Months after the US ended its 20-year war in Afghanistan, Mr Blinken said that Ms Amiri will address issues of "critical importance to me" and the rest of US President Joe Biden's administration.
"We desire a peaceful, stable and secure Afghanistan, where all Afghans can live and thrive in political, economic and social inclusivity," Mr Blinken said.
The Taliban imposed an ultra-austere brand of Islam on Afghanistan during their 1996-2001 regime before they were toppled by a US invasion, including banning women from working and girls from education.
Despite Taliban pledges to act differently after their August takeover, many women remain barred from returning to work and girls are largely cut off from secondary schooling. Women are now also not allowed to travel long distances without a male escort.
Writing on Twitter shortly before her appointment, Ms Amiri asked: "I wonder how those that rehabilitated the Taliban by reassuring the world that they had evolved explain the Taliban's reinstatement of regressive and draconian policies against women."
The Ministry for the Promotion of Virtue and Prevention of Vice earlier asked television channels to stop showing programmes featuring women actors and called on female television journalists to wear headscarves.
Groups of Afghan women have persisted in speaking out, including through public protests.

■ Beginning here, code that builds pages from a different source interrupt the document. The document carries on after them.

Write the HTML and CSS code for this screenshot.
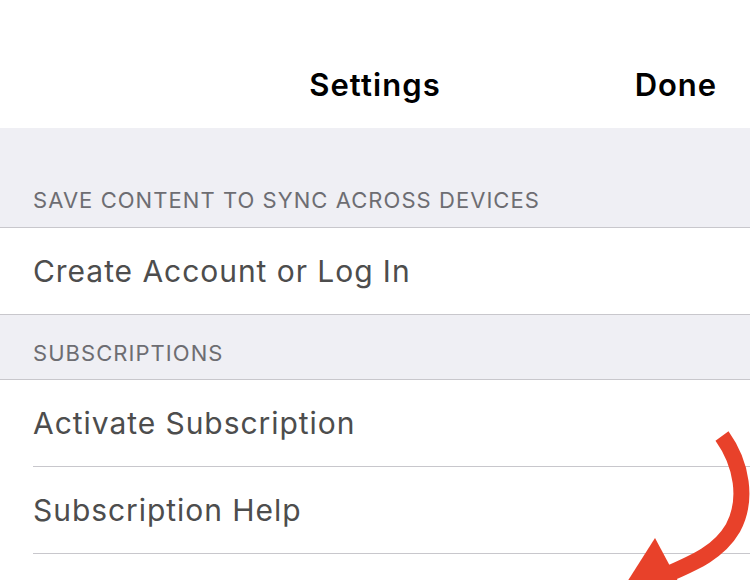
FILE: index.html
```html
<!DOCTYPE html>
<html>
<head>
<meta charset="utf-8">
<link rel="stylesheet" href="styles.css">
</head>
<body>
<div class="screen">
  <header class="navbar">
    <div class="nav-side"></div>
    <h1 class="nav-title">Settings</h1>
    <div class="nav-side nav-right">Done</div>
  </header>
  <div class="group-head tall">SAVE CONTENT TO SYNC ACROSS DEVICES</div>
  <ul class="group">
    <li class="cell">Create Account or Log In</li>
  </ul>
  <div class="group-head">SUBSCRIPTIONS</div>
  <ul class="group open">
    <li class="cell">Activate Subscription</li>
    <li class="cell">Subscription Help</li>
  </ul>
  <svg class="arrow" width="750" height="580" viewBox="0 0 750 580">
    <path d="M722 436 C742 464 748 500 733 528 C719 552 696 562 666 575" fill="none" stroke="#e8412a" stroke-width="16"/>
    <polygon points="655,538 686,596 608,612" fill="#e8412a"/>
  </svg>
</div>
</body>
</html>
```
FILE: styles.css
```css
* { box-sizing: border-box; }
html, body { margin: 0; padding: 0; }
body {
  width: 750px;
  height: 580px;
  overflow: hidden;
  background: #ffffff;
  font-family: Inter, "Noto Sans", sans-serif;
}
.screen {
  position: relative;
  width: 750px;
  height: 580px;
  overflow: hidden;
}
.navbar {
  height: 128px;
  background: #ffffff;
  display: flex;
  align-items: center;
  justify-content: space-between;
  padding: 40px 33px 0 33px;
}
.nav-side { width: 120px; font-size: 31px; font-weight: 600; color: #000; letter-spacing: 0.95px; }
.nav-right { text-align: right; }
.nav-title {
  margin: 0;
  font-size: 31px;
  font-weight: 600;
  color: #000;
  letter-spacing: 1.1px;
}
.group-head {
  background: #efeff4;
  height: 64px;
  padding: 0 33px 13px;
  display: flex;
  align-items: flex-end;
  font-size: 22px;
  color: #6d6d72;
  letter-spacing: 1.05px;
}
.group-head.tall { height: 99px; padding-bottom: 14px; }
.group {
  list-style: none;
  margin: 0;
  padding: 0 0 0 33px;
  background: #fff;
  border-top: 1px solid #c8c7cc;
  border-bottom: 1px solid #c8c7cc;
}
.group.open { border-bottom: none; }
.cell {
  height: 86px;
  display: flex;
  align-items: center;
  font-size: 30px;
  color: #4d4d4d;
  letter-spacing: 0.95px;
}
.cell + .cell { border-top: 1px solid #c8c7cc; height: 87px; }
.group.open .cell:last-child { border-bottom: 1px solid #c8c7cc; height: 88px; }
.arrow { position: absolute; left: 0; top: 0; pointer-events: none; }
```
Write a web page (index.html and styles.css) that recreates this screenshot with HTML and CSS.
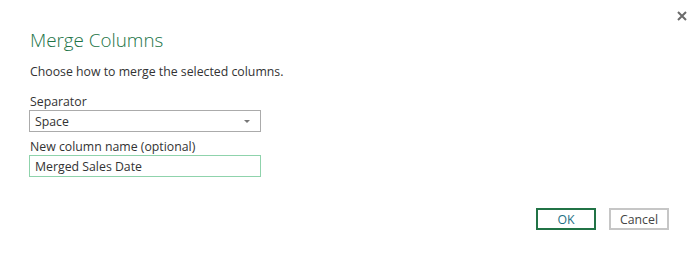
FILE: index.html
```html
<!DOCTYPE html>
<html lang="en">
<head>
<meta charset="UTF-8" />
<title>Merge Columns</title>
<link rel="stylesheet" href="styles.css">
</head>
<body>
  <div class="dialog">
    <button class="close-btn" aria-label="Close">
      <svg width="10" height="10" viewBox="0 0 10 10"><path d="M1 1 L9 9 M9 1 L1 9" stroke="#6b6b6b" stroke-width="2"/></svg>
    </button>
    <h1 class="title">Merge Columns</h1>
    <p class="intro">Choose how to merge the selected columns.</p>

    <div class="field">
      <label class="label" for="separator">Separator</label>
      <div class="select">
        <span class="select-value" id="separator">Space</span>
        <span class="caret"></span>
      </div>
    </div>

    <div class="field">
      <label class="label" for="colname">New column name (optional)</label>
      <input class="text-input" id="colname" type="text" value="Merged Sales Date" />
    </div>

    <div class="actions">
      <button class="btn btn-primary">OK</button>
      <button class="btn">Cancel</button>
    </div>
  </div>
</body>
</html>
```

FILE: styles.css
```css
* {
  box-sizing: border-box;
}

body {
  margin: 0;
  background: #fff;
  font-family: "Open Sans", "Segoe UI", sans-serif;
  color: #333;
}

.dialog {
  position: relative;
  width: 699px;
  height: 261px;
  padding: 27px 30px 0 29px;
}

.close-btn {
  position: absolute;
  top: 8px;
  right: 11px;
  width: 12px;
  height: 12px;
  padding: 1px;
  border: none;
  background: none;
  cursor: pointer;
}

.title {
  margin: 0 0 0 1px;
  font-size: 18.8px;
  font-weight: 300;
  color: #217346;
  line-height: 26px;
}

.intro {
  margin: 10px 0 0 1px;
  font-size: 12.3px;
  line-height: 17px;
}

.field {
  display: flex;
  flex-direction: column;
  width: 232px;
}

.field:first-of-type {
  margin-top: 13px;
}

.label {
  margin-left: 1px;
  font-size: 12.3px;
  line-height: 17px;
}

.select {
  display: flex;
  align-items: center;
  justify-content: space-between;
  height: 22px;
  border: 1px solid #ababab;
  padding: 0 10px 0 5px;
  font-size: 12.3px;
  margin-bottom: 6px;
}

.caret {
  width: 0;
  height: 0;
  border-left: 3px solid transparent;
  border-right: 3px solid transparent;
  border-top: 3px solid #777;
}

.text-input {
  height: 22px;
  border: 1px solid #8fd3ac;
  padding: 0 5px;
  font-family: inherit;
  font-size: 12.3px;
  color: #333;
  outline: none;
}

.actions {
  display: flex;
  justify-content: flex-end;
  gap: 13px;
  margin-top: 31px;
}

.btn {
  width: 60px;
  height: 22px;
  border: 2px solid #c6c6c6;
  background: #fff;
  font-family: inherit;
  font-size: 12.3px;
  color: #444;
  padding: 0;
  cursor: pointer;
}

.btn-primary {
  border-color: #217346;
  color: #1e6f84;
}
```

Ms Amiri left Afghanistan as a child, with her family settling in California. She became outspoken about Afghans living under Taliban rule, especially women, while still a student as the Sept 11 attacks prompted the US war.
She went on to become an adviser to the late US diplomat Richard Holbrooke, whose last assignment was on Afghanistan and Pakistan, and has also worked with the United Nations.
In a recent essay, Ms Amiri, now at New York University, called for "principled yet pragmatic diplomatic engagement" with the Taliban while continuing to hold off diplomatic recognition.
She doubted that Afghans born after the Taliban's last regime would accept a return to the previous treatment of women, saying that the country has "internalised the progress and cultural changes of the past 20 years".
In a letter last month to Mr Biden, all 24 women serving in the US Senate urged him to develop an "inter-agency plan" to support Afghan women's rights.